EX-5 2 ex5.htm EX 5


Exhibit 5
[Celanese Letterhead]

April 25, 2012
Board of Directors
Celanese Corporation
222 West Las Colinas Blvd., Suite 900N
Irving, Texas 75039

Re: Registration Statement on Form S-8 (Registration Statement) for up to 9,145,018 Shares of Common Stock under the Celanese Corporation 2009 Global Incentive Plan, as amended and restated

Ladies and Gentlemen:

As Vice President, Deputy General Counsel and Assistant Corporate Secretary of Celanese Corporation, a Delaware corporation (Corporation), I am familiar with the Celanese Corporation 2009 Global Incentive Plan, as amended and restated (Plan), and the proposed issuance of up to 9,145,018 shares (Shares) of Series A Common Stock, $0.0001 par value per share, of the Corporation pursuant to the Plan and the Registration Statement.

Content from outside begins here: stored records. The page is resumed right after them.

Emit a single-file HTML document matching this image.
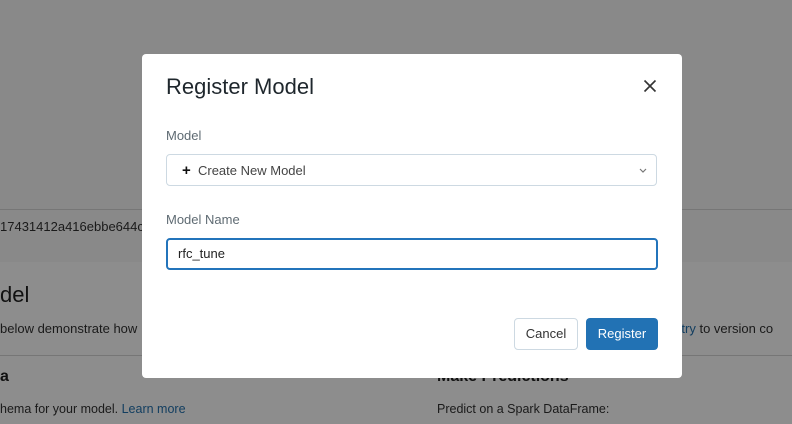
<!DOCTYPE html>
<html><head><style>
body{margin:0;width:792px;height:424px;overflow:hidden;background:#898989;font-family:"Liberation Sans",sans-serif;position:relative}
.a{position:absolute;white-space:nowrap}
</style></head><body>
<div class="a" style="left:0;top:209px;width:792px;height:1px;background:#767676"></div>
<div class="a" style="left:0;top:262px;width:792px;height:162px;background:#8d8d8d"></div>
<div class="a" style="left:0;top:355px;width:792px;height:1px;background:#767676"></div>
<div class="a" style="left:0;top:219px;font-size:13px;color:#1a1a1a">17431412a416ebbe644c9</div>
<div class="a" style="left:0;top:282px;font-size:22px;color:#111">del</div>
<div class="a" style="left:0;top:321px;font-size:13px;color:#1a1a1a">below demonstrate how</div>
<div class="a" style="left:0;top:368px;font-size:16px;font-weight:bold;color:#111">a</div>
<div class="a" style="left:0;top:402px;font-size:12.5px;color:#1a1a1a">hema for your model. <span style="color:#123e60">Learn more</span></div>
<div class="a" style="left:672px;top:321px;font-size:13px;color:#1a1a1a"><span style="color:#123e60">istry</span> to version co</div>
<div class="a" style="left:437px;top:368px;font-size:16px;font-weight:bold;color:#111">Make Predictions</div>
<div class="a" style="left:437px;top:402px;font-size:12.5px;color:#1a1a1a">Predict on a Spark DataFrame:</div>

<div class="a" style="left:142px;top:54px;width:540px;height:324px;background:#fff;border-radius:4px"></div>
<div class="a" style="left:166px;top:74px;font-size:22px;color:#1f272d">Register Model</div>
<svg class="a" style="left:643px;top:79px" width="14" height="14" viewBox="0 0 14 14"><path d="M1.5 1.5L12.5 12.5M12.5 1.5L1.5 12.5" stroke="#333" stroke-width="1.6"/></svg>
<div class="a" style="left:166px;top:128px;font-size:13px;color:#5f6b73">Model</div>
<div class="a" style="left:166px;top:154px;width:489px;height:30px;border:1px solid #cdd9e2;border-radius:4px"></div>
<div class="a" style="left:182px;top:162px;font-size:13px;color:#444"><b style="font-size:15px;color:#111">+</b>&nbsp; Create New Model</div>
<svg class="a" style="left:638px;top:167px" width="10" height="7" viewBox="0 0 10 7"><path d="M2 2L5 5L8 2" stroke="#777" stroke-width="1.2" fill="none"/></svg>
<div class="a" style="left:166px;top:212px;font-size:13px;color:#5f6b73">Model Name</div>
<div class="a" style="left:166px;top:238px;width:488px;height:28px;border:2px solid #2374bb;border-radius:4px"></div>
<div class="a" style="left:178px;top:246px;font-size:13px;color:#222">rfc_tune</div>
<div class="a" style="left:514px;top:318px;width:62px;height:30px;border:1px solid #cdd9e2;border-radius:4px;font-size:13px;color:#333;text-align:center;line-height:30px">Cancel</div>
<div class="a" style="left:586px;top:318px;width:72px;height:32px;background:#2272b4;border-radius:4px;font-size:13px;color:#fff;text-align:center;line-height:32px">Register</div>
</body></html>
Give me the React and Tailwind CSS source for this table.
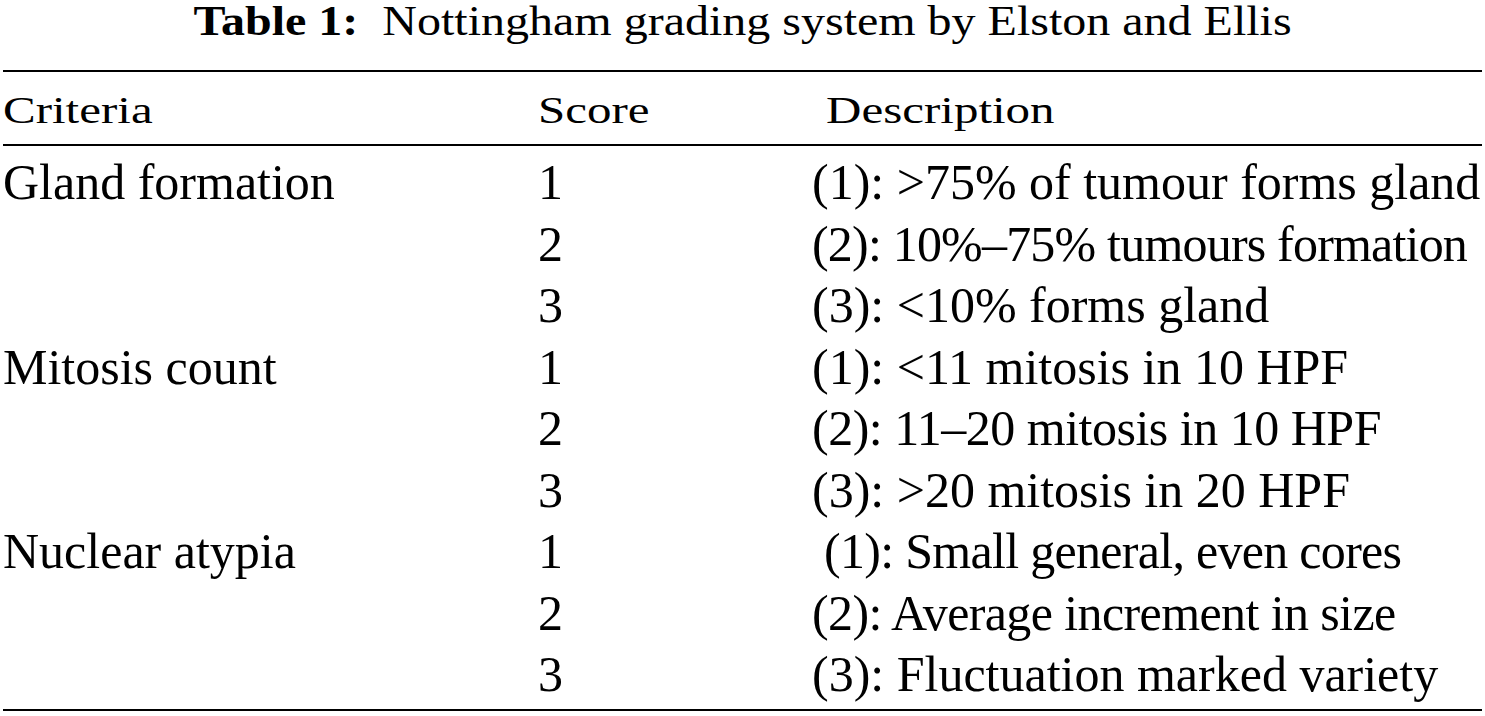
/**
 * Table 1 — Nottingham grading system
 */

const rows = [
  { criteria: 'Gland formation', score: '1', desc: '(1): >75% of tumour forms gland', track: '' },
  { criteria: '', score: '2', desc: '(2): 10%–75% tumours formation', track: 'tracking-[-0.8px]' },
  { criteria: '', score: '3', desc: '(3): <10% forms gland', track: '' },
  { criteria: 'Mitosis count', score: '1', desc: '(1): <11 mitosis in 10 HPF', track: '' },
  { criteria: '', score: '2', desc: '(2): 11–20 mitosis in 10 HPF', track: 'tracking-[-0.5px]' },
  { criteria: '', score: '3', desc: '(3): >20 mitosis in 20 HPF', track: '' },
  { criteria: 'Nuclear atypia', score: '1', desc: '(1): Small general, even cores', track: 'tracking-[-0.7px] pl-[12px]' },
  { criteria: '', score: '2', desc: '(2): Average increment in size', track: 'tracking-[-0.6px]' },
  { criteria: '', score: '3', desc: '(3): Fluctuation marked variety', track: '' },
];

export default function App() {
  return (
    <div className="w-[1485px] h-[716px] overflow-hidden bg-white text-black font-['Liberation_Serif','Times_New_Roman',serif]">
      {/* ─── Caption ─────────────────────────────────────────────── */}
      <div className="h-[48px] text-center text-[48px]">
        <span className="block leading-[48px] origin-top scale-y-[0.88]">
          <b>Table 1:</b>&nbsp; Nottingham grading system by Elston and Ellis
        </span>
      </div>

      {/* ─── Table ───────────────────────────────────────────────── */}
      <div className="mx-[3px] mt-[22px] border-t-2 border-b-2 border-black pb-[3px]">
        <div className="grid grid-cols-[535px_274px_1fr] h-[74px] leading-[74px] text-[49px] border-b-2 border-black">
          <span className="inline-block scale-y-[0.78] translate-y-[1.5px]">Criteria</span>
          <span className="inline-block scale-y-[0.78] translate-y-[1.5px]">Score</span>
          <span className="inline-block scale-y-[0.78] translate-y-[1.5px] pl-[14px]">Description</span>
        </div>
        <div className="pt-[6px] text-[50px]">
          {rows.map((r, i) => (
            <div key={i} className="grid grid-cols-[535px_274px_1fr] h-[61.5px] leading-[61.5px] whitespace-nowrap">
              <span>{r.criteria}</span>
              <span>{r.score}</span>
              <span className={r.track}>{r.desc}</span>
            </div>
          ))}
        </div>
      </div>
    </div>
  );
}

I have also made such further investigations as I have deemed necessary to express the opinions herein stated.

Based upon the foregoing, and assuming compliance with applicable federal and state securities laws, I am of the opinion that (i) the Shares have been duly and validly authorized by the Corporation, and (ii) the Shares, when hereafter issued upon the grant (or payout, as applicable) of stock or other stock settled awards or upon the exercise of stock options granted in accordance with the terms of the Plan and any applicable award agreement, against payment in full of the exercise price therefor, if any, established in accordance with the Plan, will be duly and validly issued, fully paid and non-assessable.

In rendering the foregoing opinion, I have advised you that I am a member of the Bar of the State of Texas, and that I have not examined the laws of any jurisdiction other than the General Corporation Law of the State of Delaware and the federal securities laws of the United States of America, and I express no opinion concerning the applicability or effect of the laws of any other jurisdiction. This opinion is based on my knowledge of the facts and law as of the date hereof, and I assume no obligation to update or supplement this opinion to reflect any facts or circumstances that may hereafter come to my attention or to reflect any changes in any law that may hereafter occur or become effective.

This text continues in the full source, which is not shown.